Re: How can I optimize a process on a NUMA architecture(x86-64 specifically)?

From: Martin J. Bligh
Date: Fri May 21 2004 - 12:48:05 EST


>>> Say you have a bunch of single-threaded processes on a NUMA machine.
>>> Does the kernel make sure to prefer allocations using a certain CPU's
>>> memory, preferring to run a given process on the CPU which contains
>>> its memory? Or should I use the NUMA API(libnuma) to spell this out
>>> to the kernel? Does the kernel do the right thing in this case?
>>
>>
>> The kernel will generally do the right thing (process local alloc) by
>> default. In 99% of cases, you don't want to muck with it - unless you're
>> running one single app dominating the whole system, and nothing else is
>> going on, you probably don't want to specify anything explicitly.
>>
>> M.
>>
> Let's say I have a 2 way opteron and want to run 4 long-lived processes. I fork and exec to create 1 of the processes, it chooses to run on processor 0 since processor 1 is overloaded at that time, so its homenode is processor 0.
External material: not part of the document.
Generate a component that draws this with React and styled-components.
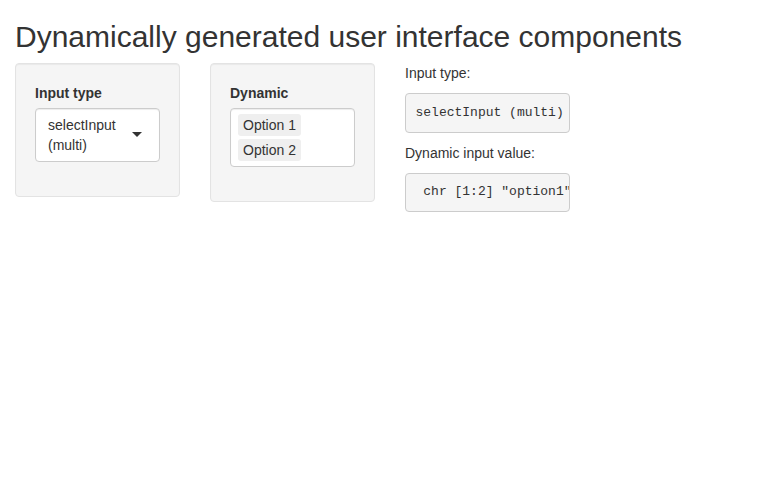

There is no such thing as a homenode. What you describe is more or less why
we ditched that concept.

> I fork and exec another, it chooses processor 0 since processors 1 is overloaded at that time. .. Let's say an uneven distribution is chosen for all 4 processes, with all processes mapped to processor 0. So they allocate on node 0 yet the scheduler will map these to both processors since CPU should be balanced. In this case, you will have a situation where the second processor will have to fetch memory from the other processor's memory.

Each process will allocate local to the CPU it is running on when it does the
allocate, so it's difficult to get as off-kilter as you describe (though it
is still possible).

> So a better solution would be to use numactl to set the homenodes explicitly, choosing processor 0 for 2 processes, processor 1 for the 2 other processes.

In theory, it may be. If you ever had complete control of the system, and
started no other processes whatsoever. In practice, that's very unlikely,
so unless you're running a dedicated Oracle server or something, don't muck
with it - just let the OS sort it out ;-)

M.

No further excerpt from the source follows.